Throughout his works, Henry Fonda represented the everyday American, a testament to his Nebraska roots and a subtle consciousness of the ordinary American’s plight and needs. He begins his pursuit of justice in John Ford’s 1939 biopic Young Mr. Lincoln, where, as the young future president, he stands up against a lynch mob accusing two brothers of murder. He brings law and order to Tombstone in his other collaboration with Ford in My Darling Clementine and is the estranged father fighting for a harmonious relationship with his family in his sunset days in On Golden Pond.

 

What Is Henry Fonda’s Worst Film?

For decades, Henry Fonda graced the screens. Picking his worst film might seem like a difficult task. But, as with his favorites, the choice was easy for him. In the Dick Cavett Show interview, Fonda stated his hatred for the 1955 John Ford and Mervyn Leroy comedy-drama, Mister Roberts. Adapted from a 1946 novel and a 1948 Broadway play in which he had starred, Fonda felt the film betrayed the play’s essence. “When you have done a play like I did Mister Roberts, and I did it for four years, you become a purist of that play,” he said. “Everybody that was part of that play, we hated the picture because it took liberties, the wrong kind of liberties.” He even called the film an “insult” to the stage version.
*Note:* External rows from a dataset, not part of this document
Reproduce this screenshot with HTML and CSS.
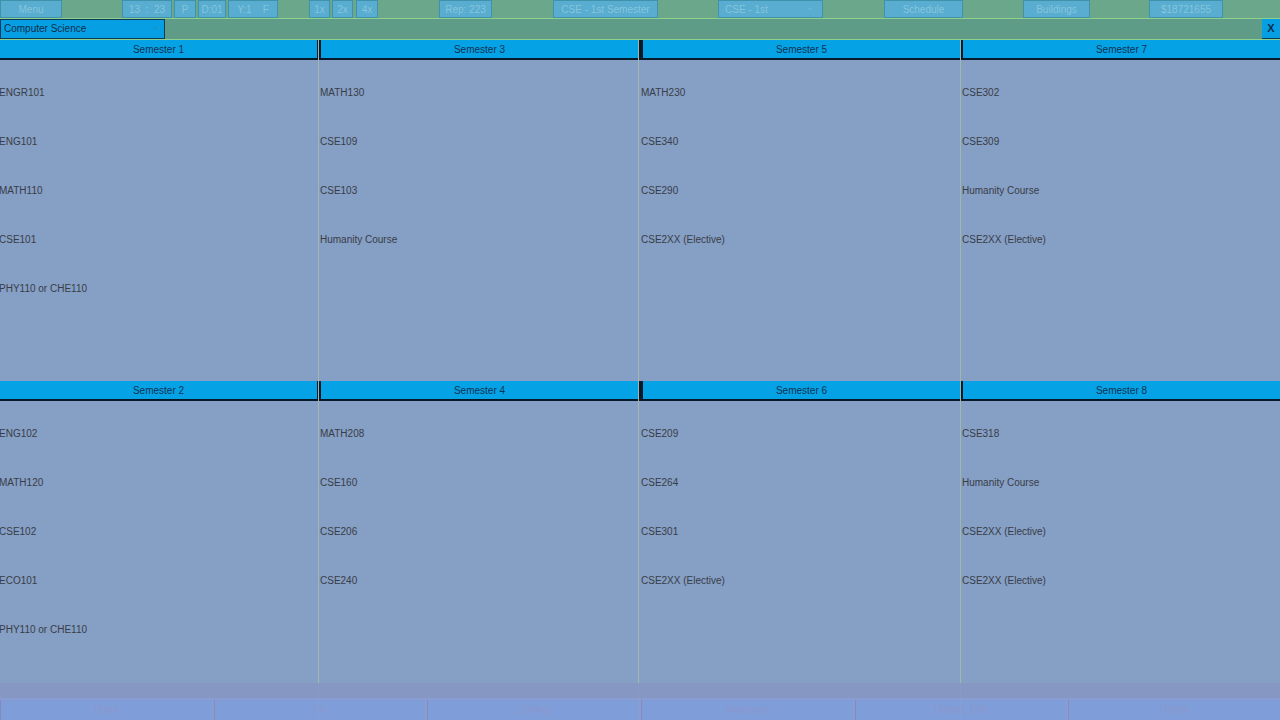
FILE: index.html
```html
<!DOCTYPE html>
<html lang="en">
<head>
    <meta charset="UTF-8">
    <title>Curriculum</title>
    <link rel="stylesheet" href="styles.css">
</head>
<body>

<div class="topbar">
    <div class="btn w-menu">Menu</div>
    <div class="btn w-time">13 &nbsp;: &nbsp;23</div>
    <div class="btn w-p">P</div>
    <div class="btn w-d">D:01</div>
    <div class="btn w-y">Y:1 &nbsp;&nbsp;&nbsp;F</div>
    <div class="btn w-1x">1x</div>
    <div class="btn w-2x">2x</div>
    <div class="btn w-4x">4x</div>
    <div class="btn w-rep">Rep: 223</div>
    <div class="btn w-sem">CSE - 1st Semester</div>
    <div class="btn w-drop">CSE - 1st <span class="caret">&#8964;</span></div>
    <div class="btn w-sched">Schedule</div>
    <div class="btn w-build">Buildings</div>
    <div class="btn w-money">$18721655</div>
</div>

<div class="subbar">
    <div class="major">Computer Science <span class="caret">&#8964;</span></div>
    <div class="close">X</div>
</div>

<div class="grid" id="grid"></div>

<div class="bottombar">
    <div class="bbtn">Road</div>
    <div class="bbtn">Fix</div>
    <div class="bbtn">Zoning</div>
    <div class="bbtn">Measures</div>
    <div class="bbtn">Depart. Edit</div>
    <div class="bbtn">Delete</div>
</div>

<script>
    const semesters = [
        ["ENGR101", "ENG101", "MATH110", "CSE101", "PHY110 or CHE110"],
        ["ENG102", "MATH120", "CSE102", "ECO101", "PHY110 or CHE110"],
        ["MATH130", "CSE109", "CSE103", "Humanity Course"],
        ["MATH208", "CSE160", "CSE206", "CSE240"],
        ["MATH230", "CSE340", "CSE290", "CSE2XX (Elective)"],
        ["CSE209", "CSE264", "CSE301", "CSE2XX (Elective)"],
        ["CSE302", "CSE309", "Humanity Course", "CSE2XX (Elective)"],
        ["CSE318", "Humanity Course", "CSE2XX (Elective)", "CSE2XX (Elective)"]
    ];

    const grid = document.getElementById("grid");

    // two semesters stacked per column, odd on top
    for (let c = 0; c < 4; c++) {
        const col = document.createElement("div");
        col.className = "column";
        for (let r = 0; r < 2; r++) {
            const n = c * 2 + r;
            const panel = document.createElement("div");
            panel.className = "panel";
            let html = `<div class="sem-head">Semester ${n + 1}</div><ul class="courses">`;
            semesters[n].forEach(course => {
                html += `<li>${course}</li>`;
            });
            html += "</ul>";
            panel.innerHTML = html;
            col.appendChild(panel);
        }
        grid.appendChild(col);
    }
</script>

</body>
</html>
```

FILE: styles.css
```css
body {
    font-family: 'Liberation Sans', Arial, sans-serif;
    font-size: 10px;
    margin: 0;
    padding: 0;
    width: 1280px;
    height: 720px;
    overflow: hidden;
    position: relative;
    background-color: #869fc4;
}
.topbar {
    height: 18px;
    background-color: #6aa78b;
    border-bottom: 1px solid #8fd18c;
    display: flex;
    align-items: stretch;
}
.btn {
    box-sizing: border-box;
    height: 18px;
    line-height: 17px;
    background-color: #58add0;
    border: 1px solid #3f92a9;
    color: #86c5dc;
    text-align: center;
    white-space: nowrap;
}
.caret {
    font-size: 9px;
    color: #7ab8cf;
    float: right;
    margin-right: 8px;
    line-height: 12px;
}
.w-menu { width: 62px; }
.w-time { width: 50px; margin-left: 60px; }
.w-p { width: 22px; margin-left: 2px; }
.w-d { width: 28px; margin-left: 2px; }
.w-y { width: 50px; margin-left: 2px; }
.w-1x { width: 21px; margin-left: 31px; }
.w-2x { width: 21px; margin-left: 2px; }
.w-4x { width: 22px; margin-left: 3px; }
.w-rep { width: 53px; margin-left: 61px; }
.w-sem { width: 105px; margin-left: 61px; }
.w-drop { width: 105px; margin-left: 60px; text-align: left; padding-left: 6px; }
.w-sched { width: 79px; margin-left: 61px; }
.w-build { width: 67px; margin-left: 60px; }
.w-money { width: 74px; margin-left: 59px; }
.subbar {
    height: 20px;
    background-color: #5f9c88;
    border-bottom: 1px solid #8fd18c;
    display: flex;
    justify-content: space-between;
}
.major {
    box-sizing: border-box;
    width: 165px;
    height: 20px;
    line-height: 18px;
    padding-left: 3px;
    background-color: #079fe3;
    border: 1px solid #0c3a5a;
    color: #0e2e4c;
}
.major .caret {
    color: #3a86b8;
    margin-right: 4px;
}
.close {
    width: 18px;
    height: 19px;
    line-height: 19px;
    text-align: center;
    background-color: #079fe3;
    border-bottom: 1px solid #0c3a5a;
    color: #0e2e4c;
    font-weight: bold;
    font-size: 11px;
}
.grid {
    display: grid;
    grid-template-columns: 319px 320px 322px 319px;
    height: 680px;
}
.column {
    display: flex;
    flex-direction: column;
    border-right: 1px solid #a3b6ab;
}
.column:last-child {
    border-right: none;
}
.panel {
    height: 341px;
}
.sem-head {
    box-sizing: border-box;
    height: 20px;
    line-height: 19px;
    text-align: center;
    background-color: #06a2e6;
    border-bottom: 2px solid #081a2a;
    border-left: 2px solid #081a2a;
    color: #0f3252;
}
.column:first-child .sem-head {
    border-left: none;
    border-right: 1px solid #081a2a;
}
.column:nth-child(3) .sem-head {
    border-left-width: 4px;
}
.courses {
    list-style: none;
    margin: 0;
    padding: 8px 0 0 1px;
}
.column:nth-child(3) .courses {
    padding-left: 2px;
}
.courses li {
    height: 49px;
    line-height: 49px;
    color: #383d47;
    white-space: nowrap;
}
.column:first-child .courses li {
    margin-left: -2px;
}
.bottombar {
    position: absolute;
    left: 0;
    bottom: 0;
    width: 1280px;
    height: 37px;
    box-sizing: border-box;
    padding-top: 17px;
    background: linear-gradient(#8897c4 0, #8897c4 15px, #8b9dd4 15px);
    opacity: 0.88;
    display: flex;
    gap: 2px;
}
.bbtn {
    flex: 1;
    height: 20px;
    line-height: 20px;
    text-align: center;
    background-color: #7f9edc;
    border-left: 1px solid #8587bd;
    color: #8d97cf;
}
```
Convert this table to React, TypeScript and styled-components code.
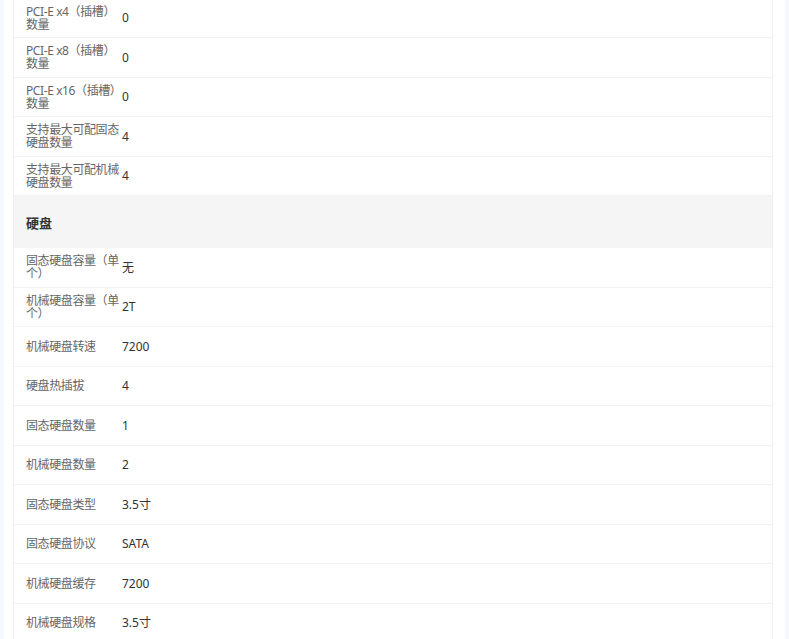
import React from "react";
import styled, { createGlobalStyle } from "styled-components";

const GlobalStyle = createGlobalStyle`
  html, body {
    margin: 0;
    padding: 0;
    background: #f5f8fd;
    font-family: "Noto Sans", "Noto Sans CJK SC", sans-serif;
    overflow: hidden;
  }
`;

const Panel = styled.div`
  margin: 0 4px;
  padding: 0 12px 0 9px;
  background: #ffffff;
  min-height: 639px;
`;

const Card = styled.div`
  margin-top: -1.5px;
  border-left: 1px solid #eceef2;
  border-right: 1px solid #eceef2;
`;

const Row = styled.div`
  display: flex;
  align-items: center;
  box-sizing: border-box;
  height: 39.5px;
  padding-left: 12px;
  border-bottom: 1px solid #f2f2f2;
  font-size: 12px;
`;

const Label = styled.div`
  width: 96px;
  flex-shrink: 0;
  color: #666666;
  line-height: 13px;
  letter-spacing: -0.4px;
`;

const Value = styled.div`
  color: #333333;
  line-height: 13px;
`;

const SectionHeader = styled.div`
  display: flex;
  align-items: center;
  box-sizing: border-box;
  height: 52px;
  padding-left: 12px;
  background: #f5f5f5;
  color: #333333;
  font-size: 13px;
  font-weight: 700;
`;

type Spec = { label: string; value: string };

const slots: Spec[] = [
  { label: "PCI-E x4（插槽）数量", value: "0" },
  { label: "PCI-E x8（插槽）数量", value: "0" },
  { label: "PCI-E x16（插槽）数量", value: "0" },
  { label: "支持最大可配固态硬盘数量", value: "4" },
  { label: "支持最大可配机械硬盘数量", value: "4" },
];

const disks: Spec[] = [
  { label: "固态硬盘容量（单个）", value: "无" },
  { label: "机械硬盘容量（单个）", value: "2T" },
  { label: "机械硬盘转速", value: "7200" },
  { label: "硬盘热插拔", value: "4" },
  { label: "固态硬盘数量", value: "1" },
  { label: "机械硬盘数量", value: "2" },
  { label: "固态硬盘类型", value: "3.5寸" },
  { label: "固态硬盘协议", value: "SATA" },
  { label: "机械硬盘缓存", value: "7200" },
  { label: "机械硬盘规格", value: "3.5寸" },
];

const SpecRow: React.FC<Spec> = ({ label, value }) => (
  <Row>
    <Label>{label}</Label>
    <Value>{value}</Value>
  </Row>
);

export default function App() {
  return (
    <>
      <GlobalStyle />
      <Panel>
        <Card>
          {slots.map((s) => (
            <SpecRow key={s.label} {...s} />
          ))}
          <SectionHeader>硬盘</SectionHeader>
          {disks.map((s) => (
            <SpecRow key={s.label} {...s} />
          ))}
        </Card>
      </Panel>
    </>
  );
}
With his high-ranking films such as his against-lovable-type in Sergio Leone’s seminal Western, Once Upon a Time in the West, which inspired the likes of Quentin Tarantino, to collaborating with Alfred Hitchcock in his 1956 docu-drama film noir The Wrong Man, in which Fonda’s search for justice sends him to test the waters as the wrongly accused victim, to his culmination in finally getting the justice and accomplishment he was seeking in his 12 Angry Men favorite film, Henry Fonda’s work shall remain etched in the hearts of cinephiles. Fonda’s choices defy conventional wisdom. They shun flashier roles and box-office smashes for gritty portrayals of ordinary men grappling with extraordinary circumstances. In their struggles, we see his own mirrored, a reflection of the artist and the man united in a singular pursuit of justice. His choice of favorite films is a story of his heart and mind, and an intertwining between a childhood’s tragic experience that appears to influence the actor’s artistic side.